As figuras do prefeito, do bispo e do banqueiro representam os três pilares da cidade: o poder público, o capital e a igreja, todos rendidos aos pés da mulher que antes odiavam.
Vai com ele, vai, Geni!
Vai com ele, vai, Geni!
Você pode nos salvar
Você vai nos redimir
Você dá pra qualquer um
Bendita Geni!
Na terceira versão do refrão, a cidade clama pela ajuda de Geni, que agora é bendita.
Foram tantos os pedidos
Tão sinceros, tão sentidos
Que ela dominou seu asco
Nessa noite lancinante
Entregou-se a tal amante
Como quem dá-se ao carrasco
Por fim, diante de todas as súplicas, Geni resolve ceder e abrir mão de sua única objeção.

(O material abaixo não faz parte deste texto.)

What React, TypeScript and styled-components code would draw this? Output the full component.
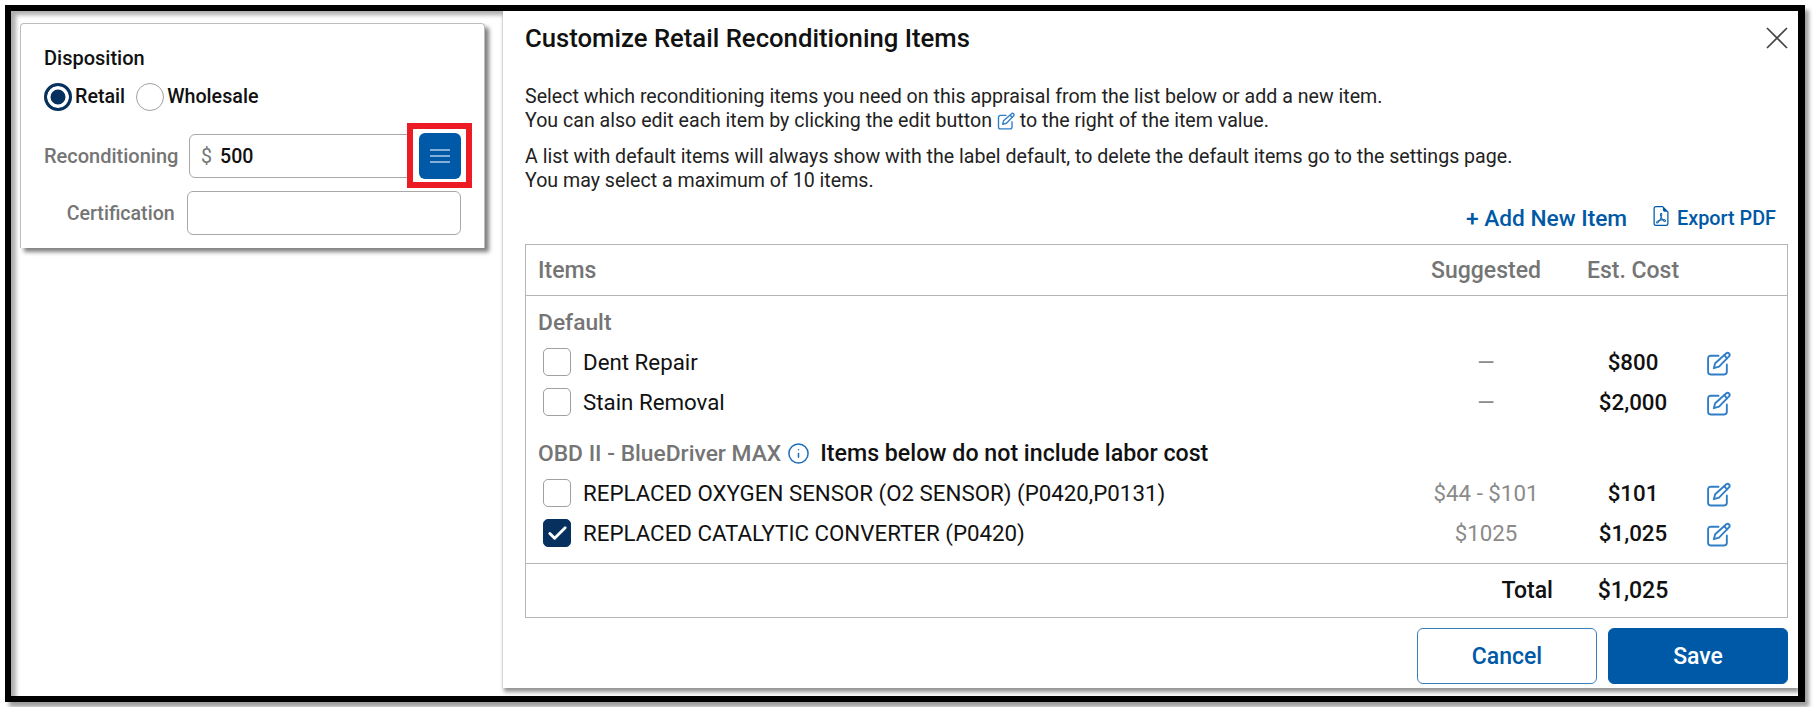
import React from 'react'
import { Check, Info } from 'lucide-react'
import { BsFileEarmarkPdf } from 'react-icons/bs'
import styled, { createGlobalStyle } from 'styled-components'

const brand = '#0059a6'
const navy = '#06315f'
const muted = '#757575'
const line = '#b5b5b5'

const GlobalStyle = createGlobalStyle`
  html, body {
    margin: 0;
    background: #fff;
    font-family: Roboto, "Liberation Sans", sans-serif;
    color: #111;
  }
  * { box-sizing: border-box; }
`

const Frame = styled.div`
  display: flex;
  width: 1800px;
  height: 697px;
  margin: 5px;
  background: #fff;
  border-style: solid;
  border-color: #000;
  border-width: 6px 7px 6px 6px;
  box-shadow: 4px 5px 4px rgba(0, 0, 0, .38), inset 5px 4px 4px rgba(0, 0, 0, .32);
`

const LeftPane = styled.div`
  flex: 0 0 492px;
  padding: 12px 0 0 9px;
`

const Card = styled.div`
  width: 465px;
  height: 225px;
  padding: 22px 23px 0;
  background: #fff;
  border: 1px solid #bdbdbd;
  border-bottom: none;
  border-radius: 4px 4px 0 0;
  box-shadow: 4px 4px 4px rgba(0, 0, 0, .5);
`

const CardTitle = styled.div`
  font-size: 20px;
  font-weight: 500;
  line-height: 24px;
`

const RadioRow = styled.div`
  display: flex;
  align-items: center;
  height: 27px;
  margin-top: 13px;
  gap: 11px;
`

const RadioLabel = styled.label`
  display: flex;
  align-items: center;
  gap: 3px;
  font-size: 19.7px;
  font-weight: 500;
`

const Radio = styled.span<{ $checked?: boolean }>`
  display: block;
  width: 28px;
  height: 28px;
  border-radius: 50%;
  background: ${(props) => (props.$checked ? navy : '#fff')};
  border: ${(props) => (props.$checked ? `3px solid ${navy}` : '1.5px solid #a0a0a0')};
  box-shadow: ${(props) => (props.$checked ? 'inset 0 0 0 3.5px #fff' : 'none')};
`

const FormRow = styled.div<{ $top: number }>`
  display: flex;
  align-items: center;
  margin-top: ${(props) => props.$top}px;
`

const FormLabel = styled.div<{ $width: number; $size: number }>`
  width: ${(props) => props.$width}px;
  margin-right: 12px;
  text-align: right;
  font-size: ${(props) => props.$size}px;
  font-weight: 500;
  color: ${muted};
  white-space: nowrap;
`

const InputBox = styled.div<{ $width: number }>`
  display: flex;
  align-items: center;
  width: ${(props) => props.$width}px;
  height: 44px;
  padding-left: 11px;
  border: 1.5px solid #a8a8a8;
  border-radius: 6px;
  background: #fff;
  font-size: 19.6px;
  font-weight: 500;
`

const Dollar = styled.span`
  margin-right: 8px;
  color: ${muted};
  font-weight: 400;
`

const MenuWrap = styled.div`
  position: relative;
  width: 43px;
  height: 46px;
`

const Highlight = styled.div`
  position: absolute;
  inset: -10px -11px -9px -12px;
  background: #fff;
  border: 6px solid #ed1c24;
`

const MenuButton = styled.button`
  position: relative;
  display: flex;
  flex-direction: column;
  align-items: center;
  justify-content: center;
  gap: 3.5px;
  width: 100%;
  height: 100%;
  padding: 0;
  border: none;
  border-radius: 6px;
  background: ${brand};
`

const MenuLine = styled.span`
  width: 20px;
  height: 2.5px;
  background: #86afd6;
`

const Modal = styled.div`
  flex: 1;
  height: 677px;
  padding: 0 10px 0 22px;
  background: #fff;
  box-shadow: 1px 4px 4px rgba(0, 0, 0, .42), -1px 0 1px rgba(0, 0, 0, .05);
`

const ModalHeader = styled.div`
  display: flex;
  align-items: center;
  justify-content: space-between;
  height: 54px;
`

const ModalTitle = styled.h2`
  margin: 0;
  font-size: 25.7px;
  font-weight: 500;
`

const CloseButton = styled.button`
  display: flex;
  padding: 0;
  border: none;
  background: none;
`

const Intro = styled.p`
  margin: 0;
  font-size: 19.6px;
  line-height: 24px;
  color: #222;

  & + & {
    margin-top: 12px;
  }

  svg {
    vertical-align: -3px;
  }
`

const IntroEdit = styled.span`
  color: #2f7ec6;
`

const IntroBlock = styled.div`
  padding-top: 20px;
`

const Actions = styled.div`
  display: flex;
  align-items: center;
  justify-content: flex-end;
  gap: 24px;
  height: 26px;
  margin: 12px 12px 13px 0;
`

const ActionLink = styled.a<{ $size: number }>`
  display: flex;
  align-items: center;
  gap: 6px;
  font-size: ${(props) => props.$size}px;
  font-weight: 500;
  color: ${brand};

  svg {
    margin-top: -4px;
  }
`

const Table = styled.div`
  height: 374px;
  border: 1.5px solid ${line};
`

const Row = styled.div`
  display: grid;
  grid-template-columns: 1fr 150px 144px 82px;
  align-items: center;
`

const HeadRow = styled(Row)`
  height: 51px;
  padding: 1px 0 0 12px;
  border-bottom: 1.5px solid ${line};
  font-size: 23px;
  font-weight: 500;
  color: ${muted};
`

const Center = styled.div<{ $muted?: boolean; $bold?: boolean }>`
  text-align: center;
  color: ${(props) => (props.$muted ? '#8a8a8a' : 'inherit')};
  font-weight: ${(props) => (props.$bold ? 500 : 400)};
`

const HeadCell = styled.div`
  text-align: center;
`

const Body = styled.div`
  padding: 6px 0 10px;
  border-bottom: 1.5px solid ${line};
`

const SectionHead = styled.div<{ $top?: number }>`
  display: flex;
  align-items: center;
  height: 40px;
  margin-top: ${(props) => props.$top ?? 0}px;
  padding-left: 12px;
  font-size: 22.8px;
  font-weight: 500;
  color: ${muted};
`

const SectionNote = styled.span`
  margin-left: 10px;
  font-size: 23.2px;
  color: #111;
`

const InfoIcon = styled(Info)`
  margin-left: 6px;
  color: #1f70b8;
`

const ItemRow = styled(Row)`
  height: 40px;
  padding-left: 17px;
  font-size: 22.3px;
`

const ItemLabel = styled.div`
  display: flex;
  align-items: center;
  gap: 12px;
`

const CheckBox = styled.span<{ $checked?: boolean }>`
  display: flex;
  align-items: center;
  justify-content: center;
  width: 28px;
  height: 28px;
  border: 1.5px solid ${(props) => (props.$checked ? navy : '#a0a0a0')};
  border-radius: 5px;
  background: ${(props) => (props.$checked ? navy : '#fff')};
  color: #fff;
`

const EditButton = styled.span`
  display: flex;
  padding: 2px 0 0 1px;
  color: #2f7ec6;
`

const TotalRow = styled(Row)`
  height: 52px;
  font-size: 23px;
  font-weight: 500;
`

const TotalLabel = styled.div`
  grid-column: 2;
  padding-right: 8px;
  text-align: right;
`

const Footer = styled.div`
  display: flex;
  justify-content: flex-end;
  gap: 11px;
  margin-top: 10px;
`

const FooterButton = styled.button<{ $primary?: boolean }>`
  width: 180px;
  height: 56px;
  border: 1.5px solid ${(props) => (props.$primary ? brand : '#3a80bd')};
  border-radius: 6px;
  background: ${(props) => (props.$primary ? brand : '#fff')};
  color: ${(props) => (props.$primary ? '#fff' : brand)};
  font-family: inherit;
  font-size: 23px;
  font-weight: 500;
`

const EditIcon = ({ size }: { size: number }) => (
  <svg width={size} height={size} viewBox="0 0 24 24" fill="none" stroke="currentColor" strokeWidth="1.8" strokeLinecap="round" strokeLinejoin="round">
    <path d="M12 4.500H4.500A2.500 2.500 0 0 0 2 7v13a2.500 2.500 0 0 0 2.500 2.500h13A2.500 2.500 0 0 0 20 20v-7" />
    <path d="M19.500 2.200a2 2 0 0 1 2.800 2.800L12.500 15l-5 1.500 1.300-4.800z" />
    <path d="M17.500 4.200l2.800 2.800" />
  </svg>
)

const defaults = [
  { name: 'Dent Repair', suggested: '—', cost: '$800' },
  { name: 'Stain Removal', suggested: '—', cost: '$2,000' },
]

const obdItems = [
  { name: 'REPLACED OXYGEN SENSOR (O2 SENSOR) (P0420,P0131)', suggested: '$44 - $101', cost: '$101' },
  { name: 'REPLACED CATALYTIC CONVERTER (P0420)', suggested: '$1025', cost: '$1,025', checked: true },
]

type Item = { name: string; suggested: string; cost: string; checked?: boolean }

const ItemLine = ({ item }: { item: Item }) => (
  <ItemRow>
    <ItemLabel>
      <CheckBox $checked={item.checked}>
        {item.checked && <Check size={23} strokeWidth={3} />}
      </CheckBox>
      {item.name}
    </ItemLabel>
    <Center $muted>{item.suggested}</Center>
    <Center $bold>{item.cost}</Center>
    <EditButton><EditIcon size={25} /></EditButton>
  </ItemRow>
)

const App = () => (
  <>
    <GlobalStyle />
    <Frame>
      <LeftPane>
        <Card>
          <CardTitle>Disposition</CardTitle>
          <RadioRow>
            <RadioLabel><Radio $checked />Retail</RadioLabel>
            <RadioLabel><Radio />Wholesale</RadioLabel>
          </RadioRow>
          <FormRow $top={23}>
            <FormLabel $width={133} $size={20}>Reconditioning</FormLabel>
            <InputBox $width={232}>
              <Dollar>$</Dollar>500
            </InputBox>
            <MenuWrap>
              <Highlight />
              <MenuButton>
                <MenuLine />
                <MenuLine />
                <MenuLine />
              </MenuButton>
            </MenuWrap>
          </FormRow>
          <FormRow $top={12}>
            <FormLabel $width={131} $size={19.6}>Certification</FormLabel>
            <InputBox $width={275} />
          </FormRow>
        </Card>
      </LeftPane>
      <Modal>
        <ModalHeader>
          <ModalTitle>Customize Retail Reconditioning Items</ModalTitle>
          <CloseButton>
            <svg width="22" height="22" viewBox="0 0 22 22" fill="none" stroke="#444" strokeWidth="1.7">
              <path d="M1 1 21 21M21 1 1 21" />
            </svg>
          </CloseButton>
        </ModalHeader>
        <IntroBlock>
          <Intro>
            Select which reconditioning items you need on this appraisal from the list below or add a new item.
            <br />
            You can also edit each item by clicking the edit button <IntroEdit><EditIcon size={18} /></IntroEdit> to the right of the item value.
          </Intro>
          <Intro>
            A list with default items will always show with the label default, to delete the default items go to the settings page.
            <br />
            You may select a maximum of 10 items.
          </Intro>
        </IntroBlock>
        <Actions>
          <ActionLink $size={22.7}>+ Add New Item</ActionLink>
          <ActionLink $size={19.8}><BsFileEarmarkPdf size={20} />Export PDF</ActionLink>
        </Actions>
        <Table>
          <HeadRow>
            <div>Items</div>
            <HeadCell>Suggested</HeadCell>
            <HeadCell>Est. Cost</HeadCell>
          </HeadRow>
          <Body>
            <SectionHead>Default</SectionHead>
            {defaults.map((item) => <ItemLine key={item.name} item={item} />)}
            <SectionHead $top={11}>
              OBD II - BlueDriver MAX
              <InfoIcon size={23} strokeWidth={1.6} />
              <SectionNote>Items below do not include labor cost</SectionNote>
            </SectionHead>
            {obdItems.map((item) => <ItemLine key={item.name} item={item} />)}
          </Body>
          <TotalRow>
            <TotalLabel>Total</TotalLabel>
            <Center $bold>$1,025</Center>
          </TotalRow>
        </Table>
        <Footer>
          <FooterButton>Cancel</FooterButton>
          <FooterButton $primary>Save</FooterButton>
        </Footer>
      </Modal>
    </Frame>
  </>
)

export default App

A música diz que ela dominou seu asco, ou seja, ela aceitou se submeter àquela situação pelo bem da cidade, mesmo sentindo aversão ao homem com quem teria que se deitar.

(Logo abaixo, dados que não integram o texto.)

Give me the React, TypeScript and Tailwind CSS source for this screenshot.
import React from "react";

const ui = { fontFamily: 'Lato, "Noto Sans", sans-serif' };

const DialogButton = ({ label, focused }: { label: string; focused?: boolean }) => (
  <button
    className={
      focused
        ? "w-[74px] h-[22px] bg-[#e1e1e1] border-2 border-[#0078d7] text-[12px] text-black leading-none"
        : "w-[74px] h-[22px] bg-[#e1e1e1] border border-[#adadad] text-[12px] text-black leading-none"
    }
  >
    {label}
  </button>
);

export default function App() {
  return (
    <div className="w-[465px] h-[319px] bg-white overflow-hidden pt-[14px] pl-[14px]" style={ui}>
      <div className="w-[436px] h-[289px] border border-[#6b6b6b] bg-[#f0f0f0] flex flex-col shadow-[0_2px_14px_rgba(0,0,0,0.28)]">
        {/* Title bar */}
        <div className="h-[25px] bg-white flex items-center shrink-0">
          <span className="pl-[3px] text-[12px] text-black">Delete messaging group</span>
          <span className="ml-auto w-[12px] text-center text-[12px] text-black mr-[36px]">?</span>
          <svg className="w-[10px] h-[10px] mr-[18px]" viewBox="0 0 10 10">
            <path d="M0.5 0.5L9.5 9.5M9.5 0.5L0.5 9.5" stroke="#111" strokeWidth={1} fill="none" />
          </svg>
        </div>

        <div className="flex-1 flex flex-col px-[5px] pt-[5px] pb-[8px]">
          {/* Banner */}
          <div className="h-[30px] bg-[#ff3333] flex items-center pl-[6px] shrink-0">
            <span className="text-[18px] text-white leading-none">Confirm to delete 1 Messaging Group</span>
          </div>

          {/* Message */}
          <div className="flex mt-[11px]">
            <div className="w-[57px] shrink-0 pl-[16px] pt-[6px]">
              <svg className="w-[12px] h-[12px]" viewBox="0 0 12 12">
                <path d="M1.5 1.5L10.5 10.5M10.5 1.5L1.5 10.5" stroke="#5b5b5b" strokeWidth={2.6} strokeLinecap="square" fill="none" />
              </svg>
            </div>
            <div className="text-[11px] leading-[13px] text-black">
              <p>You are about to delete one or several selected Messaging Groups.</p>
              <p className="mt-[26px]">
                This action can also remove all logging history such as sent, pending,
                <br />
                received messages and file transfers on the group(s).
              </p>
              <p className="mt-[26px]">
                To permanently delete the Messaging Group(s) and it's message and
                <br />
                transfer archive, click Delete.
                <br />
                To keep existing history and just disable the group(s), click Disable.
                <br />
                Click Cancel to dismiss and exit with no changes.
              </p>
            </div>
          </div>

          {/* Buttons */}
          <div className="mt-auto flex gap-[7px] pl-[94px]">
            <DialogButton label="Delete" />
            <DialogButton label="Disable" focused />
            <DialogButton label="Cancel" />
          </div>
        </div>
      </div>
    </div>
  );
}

Quarta parte: fim do encanto
Ele fez tanta sujeira
Lambuzou-se a noite inteira
Até ficar saciado
E nem bem amanhecia
Partiu numa nuvem fria
Com seu zepelim prateado
A estrofe anterior diz que Geni se entregou como quem dá-se ao carrasco, ou seja, deixou que ele fizesse dela o que bem entendesse. Voltamos, então, ao corpo de Geni sendo visto e usado como um objeto.

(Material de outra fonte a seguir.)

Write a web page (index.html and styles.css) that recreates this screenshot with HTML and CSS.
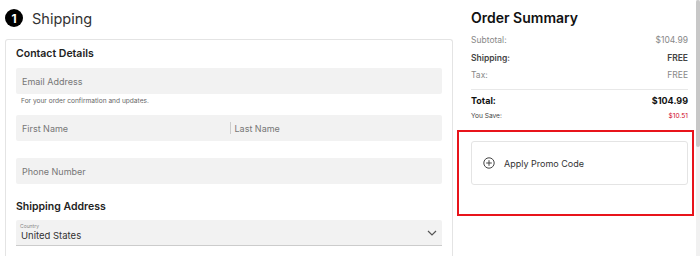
FILE: index.html
```html
<!DOCTYPE html>
<html>
<head>
    <meta charset="UTF-8">
    <title>Checkout</title>
    <link rel="stylesheet" href="styles.css">
</head>
<body>
    <div class="page">
        <div class="main">
            <div class="step-title">
                <span class="step-num">1</span>
                <span class="step-label">Shipping</span>
            </div>
            <div class="card">
                <h3 class="section-title">Contact Details</h3>
                <div class="field"><span class="placeholder">Email Address</span></div>
                <div class="hint">For your order confirmation and updates.</div>
                <div class="field split">
                    <span class="placeholder half">First Name</span>
                    <span class="divider"></span>
                    <span class="placeholder half">Last Name</span>
                </div>
                <div class="field phone"><span class="placeholder">Phone Number</span></div>
                <h3 class="section-title address">Shipping Address</h3>
                <div class="field select">
                    <div class="select-text">
                        <span class="select-label">Country</span>
                        <span class="select-value">United States</span>
                    </div>
                    <svg class="chevron" width="10" height="6" viewBox="0 0 10 6">
                        <path d="M1 1l4 4 4-4" fill="none" stroke="#555" stroke-width="1.2"/>
                    </svg>
                </div>
            </div>
        </div>
        <div class="aside">
            <div class="summary">
                <h2 class="summary-title">Order Summary</h2>
                <div class="row muted"><span>Subtotal:</span><span>$104.99</span></div>
                <div class="row strong"><span>Shipping:</span><span>FREE</span></div>
                <div class="row muted"><span>Tax:</span><span>FREE</span></div>
                <div class="row total"><span>Total:</span><span>$104.99</span></div>
                <div class="row save"><span>You Save:</span><span class="red">$10.51</span></div>
            </div>
            <div class="highlight">
                <div class="promo">
                    <svg class="plus" width="12" height="12" viewBox="0 0 12 12">
                        <circle cx="6" cy="6" r="5.2" fill="none" stroke="#444" stroke-width="1"/>
                        <path d="M6 3.2v5.6M3.2 6h5.6" stroke="#444" stroke-width="1"/>
                    </svg>
                    <span>Apply Promo Code</span>
                </div>
            </div>
        </div>
    </div>
    <div class="scrollbar"><div class="thumb"></div></div>
</body>
</html>
```

FILE: styles.css
```css
body {
    margin: 0;
    font-family: 'Inter', 'Liberation Sans', sans-serif;
    color: #333;
    background: #fff;
    overflow: hidden;
    height: 256px;
}
.page {
    display: flex;
    padding-left: 5px;
    height: 256px;
    overflow: hidden;
}
.main {
    width: 448px;
}
.step-title {
    display: flex;
    align-items: center;
    height: 36px;
}
.step-num {
    width: 18px;
    height: 18px;
    border-radius: 50%;
    background: #000;
    color: #fff;
    font-size: 12px;
    font-weight: 700;
    display: flex;
    align-items: center;
    justify-content: center;
    margin-right: 9px;
}
.step-label {
    font-size: 14.5px;
    color: #333;
}
.card {
    box-sizing: border-box;
    margin-top: 3px;
    border: 1px solid #e4e4e4;
    border-bottom: none;
    border-radius: 3px 3px 0 0;
    padding: 6px 10px 0 10px;
    height: 217px;
}
.section-title {
    margin: 0;
    font-size: 10.5px;
    font-weight: 600;
    color: #222;
    line-height: 16px;
}
.field {
    margin-top: 6px;
    height: 26px;
    background: #f2f2f2;
    border-radius: 2px;
    display: flex;
    align-items: center;
    padding: 0 6px;
}
.placeholder {
    font-size: 9px;
    color: #777;
}
.hint {
    font-size: 6.6px;
    color: #666;
    margin: 3px 0 0 5px;
    line-height: 9px;
}
.split {
    margin-top: 9px;
    padding-right: 0;
}
.half {
    flex: 1;
}
.divider {
    width: 1px;
    height: 12px;
    background: #ccc;
    margin-right: 4px;
}
.phone {
    margin-top: 17px;
}
.address {
    margin-top: 15px;
}
.select {
    margin-top: 5px;
    border-bottom: 1px solid #ccc;
    border-radius: 2px 2px 0 0;
    justify-content: space-between;
    padding: 0 5px 0 4px;
    height: 25px;
}
.select-text {
    display: flex;
    flex-direction: column;
}
.select-label {
    font-size: 5px;
    color: #888;
    line-height: 6px;
}
.select-value {
    font-size: 9.5px;
    color: #333;
    line-height: 13px;
    padding-left: 1px;
}
.aside {
    margin-left: 4px;
    width: 237px;
}
.summary {
    padding: 0 6px 0 14px;
}
.summary-title {
    margin: 0;
    padding-top: 9px;
    font-size: 14px;
    font-weight: 600;
    color: #111;
    line-height: 18px;
    margin-bottom: 5px;
}
.row {
    display: flex;
    justify-content: space-between;
    font-size: 8.5px;
    line-height: 17.5px;
}
.muted {
    color: #888;
}
.strong {
    color: #444;
    font-weight: 600;
}
.total {
    margin-top: 4px;
    padding-top: 2px;
    border-top: 1px solid #e8e8e8;
    color: #111;
    font-weight: 700;
    font-size: 9px;
}
.save {
    font-size: 6.6px;
    color: #444;
    line-height: 15px;
}
.red {
    color: #d0021b;
}
.highlight {
    margin-top: 6px;
    border: 2px solid #e8141b;
    padding: 9px 4px 29px 12px;
}
.promo {
    height: 42px;
    border: 1px solid #e4e4e4;
    border-radius: 3px;
    display: flex;
    align-items: center;
    padding-left: 11px;
    font-size: 9px;
    color: #333;
}
.plus {
    margin-right: 9px;
}
.scrollbar {
    position: fixed;
    top: 0;
    right: 0;
    width: 4px;
    height: 256px;
    background: #f1f1f1;
}
.thumb {
    height: 147px;
    background: #c8c8c8;
    border-radius: 2px;
}
```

Depois de fazer tudo o que queria, o comandante cumpre sua promessa e vai embora, deixando a cidade intacta logo ao amanhecer.
Num suspiro aliviado
Ela se virou de lado
E tentou até sorrir
Mas logo raiou o dia
E a cidade em cantoria
Não deixou ela dormir
Ao ver que tudo aquilo tinha acabado e que estava livre de novo, Geni se sentiu aliviada, mas por pouco tempo.
Joga pedra na Geni!
Joga bosta na Geni!
Ela é feita pra apanhar!
Ela é boa de cuspir!
Ela dá pra qualquer um!
Maldita Geni!
Esse último refrão é idêntico ao primeiro, demonstrando que as coisas voltaram a ser exatamente como eram antes. Agora que Geni não tinha mais nenhuma utilidade, a cidade volta a tratá-la com o mesmo desprezo.
É essa a conclusão da história, que faz com que muitos a entendam como uma crítica à hipocrisia da sociedade.